И все-таки, почему «тетради»? То, что их автор – гуру и учитель, присутствующий при всех разговорах благодаря чуть ли не телепортации, как шутят в романе, это понятно. Дух Гурджиева таким же образом пробирался не так давно в грузинский постмодернизм у Зазы Бурчуладзе. Но «тетради»? И в этом тоже немалая толика русской гностики того времени. Не гроссбух староверца как недавняя литературная сенсация, а именно «общая тетрадь» как старая добрая форма разговора, как «черная тетрадь» Хармса и, собственно, «Разговоры» Липавского, как «серая тетрадь» украинского поэта Свидзинского, сожженного конвоем в сарае под Харьковом вместе с участником тех же разговоров, обэриутом Введенским. (То же самое в случае с тайным опусом нашего героя: «Тетрадь прошла через множество рук. Побывала во всех кругах ада. Горела в геенне огненной»).

«Асмус. Но учти, что ты проявляешь политическую близорукость, в чем тебя сразу уличат. В той же Европе уже пробиваются ростки новой пролетарской культуры. Возьми, к примеру, Бертольда Брехта. Кроме того, там создаются компартии. Поэтому ты должен написать: к европейской буржуазной культуре. Буржуазной! А то еще подумают, что ты считаешь порочным пристрастие к пролетарской.

Нейгауз (одобрительно). Резонно. Совершенно верно.

Габричевский (исправляя написанное на листке). Добавил, что к буржуазной. Что дальше?

Асмус (явно крючкотворствуя). Хорошо бы еще приписать: к загнивающей. Ведь она загнивает. Бах, Моцарт, Шекспир, Микеланджело — те уже, собственно, давно сгнили. Но гнильца подбирается и к нынешним — всяким там Прустам…»

И не в последнюю очередь, благодарю подобному «некоторому количеству разговоров», автор романа в любое время может совершить сюжетно-временной камбэк в мерном течении своей, иногда такой орнаментальной прозы. В ней, говорят, наш Сильвестр то ли с чертом беседовал, то ли еще какие темные силы на диспут вызывал, но только драгоценные россыпи смыслов, по тем временам весьма нешуточных, эти самые копи царя Соломона сталинского разлива хранили в себе, оставаясь недоступными. Да и сам их автор времен то Первой, то Второй мировой войны порой неуловим, таинственен и многолик.

«Сильвестр. А мне кажется, что я ненастоящий.

Бабушка Софья (окидывая его долгим, изучающим взглядом). А какой же ты? Гуттаперчевый? Или, может быть, тебя слепили из папье-маше?

Сильвестр. Они меня усыновили, а настоящего спрятали в дальней комнате».

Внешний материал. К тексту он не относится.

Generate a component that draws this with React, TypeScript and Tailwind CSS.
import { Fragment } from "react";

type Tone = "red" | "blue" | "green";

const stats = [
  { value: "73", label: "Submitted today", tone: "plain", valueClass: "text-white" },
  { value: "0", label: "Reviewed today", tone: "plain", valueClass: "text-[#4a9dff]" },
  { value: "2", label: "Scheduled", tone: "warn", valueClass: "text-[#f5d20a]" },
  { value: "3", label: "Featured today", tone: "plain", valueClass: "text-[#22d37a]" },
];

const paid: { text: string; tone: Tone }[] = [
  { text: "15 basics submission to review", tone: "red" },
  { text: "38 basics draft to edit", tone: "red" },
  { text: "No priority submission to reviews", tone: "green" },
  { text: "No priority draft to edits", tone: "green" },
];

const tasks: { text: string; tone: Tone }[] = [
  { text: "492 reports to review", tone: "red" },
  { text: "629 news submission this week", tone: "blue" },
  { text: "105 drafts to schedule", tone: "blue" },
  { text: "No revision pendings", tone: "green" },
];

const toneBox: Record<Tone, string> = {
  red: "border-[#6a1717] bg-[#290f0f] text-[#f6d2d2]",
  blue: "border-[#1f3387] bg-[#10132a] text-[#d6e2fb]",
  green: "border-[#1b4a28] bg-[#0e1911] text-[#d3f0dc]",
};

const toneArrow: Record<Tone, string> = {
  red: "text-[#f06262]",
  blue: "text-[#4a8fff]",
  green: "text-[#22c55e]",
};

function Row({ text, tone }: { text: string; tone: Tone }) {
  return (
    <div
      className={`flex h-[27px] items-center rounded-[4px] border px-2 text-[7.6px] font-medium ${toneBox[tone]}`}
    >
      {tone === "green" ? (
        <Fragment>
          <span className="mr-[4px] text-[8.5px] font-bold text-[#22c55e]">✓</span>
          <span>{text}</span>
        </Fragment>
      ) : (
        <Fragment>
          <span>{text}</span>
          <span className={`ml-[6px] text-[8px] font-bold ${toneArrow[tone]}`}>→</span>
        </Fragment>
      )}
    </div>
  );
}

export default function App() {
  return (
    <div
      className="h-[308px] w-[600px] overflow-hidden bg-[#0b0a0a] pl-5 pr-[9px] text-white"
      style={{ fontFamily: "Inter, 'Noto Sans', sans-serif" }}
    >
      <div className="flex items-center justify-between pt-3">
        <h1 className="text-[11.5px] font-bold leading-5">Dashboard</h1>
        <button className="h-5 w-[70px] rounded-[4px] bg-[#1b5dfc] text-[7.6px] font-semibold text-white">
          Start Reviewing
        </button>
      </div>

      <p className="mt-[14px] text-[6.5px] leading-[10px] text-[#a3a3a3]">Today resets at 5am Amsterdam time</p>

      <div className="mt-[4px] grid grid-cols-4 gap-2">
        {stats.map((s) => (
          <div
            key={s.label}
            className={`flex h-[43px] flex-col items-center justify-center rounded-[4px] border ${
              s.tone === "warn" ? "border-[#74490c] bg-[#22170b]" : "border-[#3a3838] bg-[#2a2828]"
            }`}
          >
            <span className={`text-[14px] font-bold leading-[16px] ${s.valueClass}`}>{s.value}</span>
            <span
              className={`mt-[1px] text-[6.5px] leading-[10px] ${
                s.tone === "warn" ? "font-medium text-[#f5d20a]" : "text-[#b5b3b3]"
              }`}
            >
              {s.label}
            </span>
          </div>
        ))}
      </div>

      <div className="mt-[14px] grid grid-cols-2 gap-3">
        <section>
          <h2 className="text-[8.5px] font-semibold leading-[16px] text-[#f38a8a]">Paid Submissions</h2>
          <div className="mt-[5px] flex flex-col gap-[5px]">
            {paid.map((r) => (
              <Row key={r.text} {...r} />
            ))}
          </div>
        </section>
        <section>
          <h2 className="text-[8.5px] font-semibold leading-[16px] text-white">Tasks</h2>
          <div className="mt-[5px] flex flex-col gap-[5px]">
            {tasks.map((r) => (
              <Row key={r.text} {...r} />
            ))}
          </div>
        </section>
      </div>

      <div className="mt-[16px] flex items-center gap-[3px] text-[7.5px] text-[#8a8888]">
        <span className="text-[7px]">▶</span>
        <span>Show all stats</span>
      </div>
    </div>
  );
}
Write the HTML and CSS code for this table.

Словом, интрига. И довольно традиционная, добавим, сокрыта в романе – о том, что же такого тайного изобрел наш русский Сильвестр, что даже немецкий черт в разговорах по душам ему завидовал? Неужели «найденный способ гармонизации знаменного распева», который и Чайковский, и Рахманинов, и Римский-Корсаков искали? До этого «суть» разыскивали в литературе, в книгах, чтение которых (обязательно советских) приводило к читательскому оргазму, и даже уже сегодня, лингварная бомба удовольствия от текста, как в «Седьмой функции языка» о Барте, имеет исконно «русский след». Сильвестр с его музыкой души мог бы гордиться, немецкий бес снова посрамлен, а корабль русской идеи – эта извечная баржа то ли философского, то ли библейского изгнания – что ж, пускай идет ко дну. Крен, как говорится, с ним – словно плен, тлен и дзен.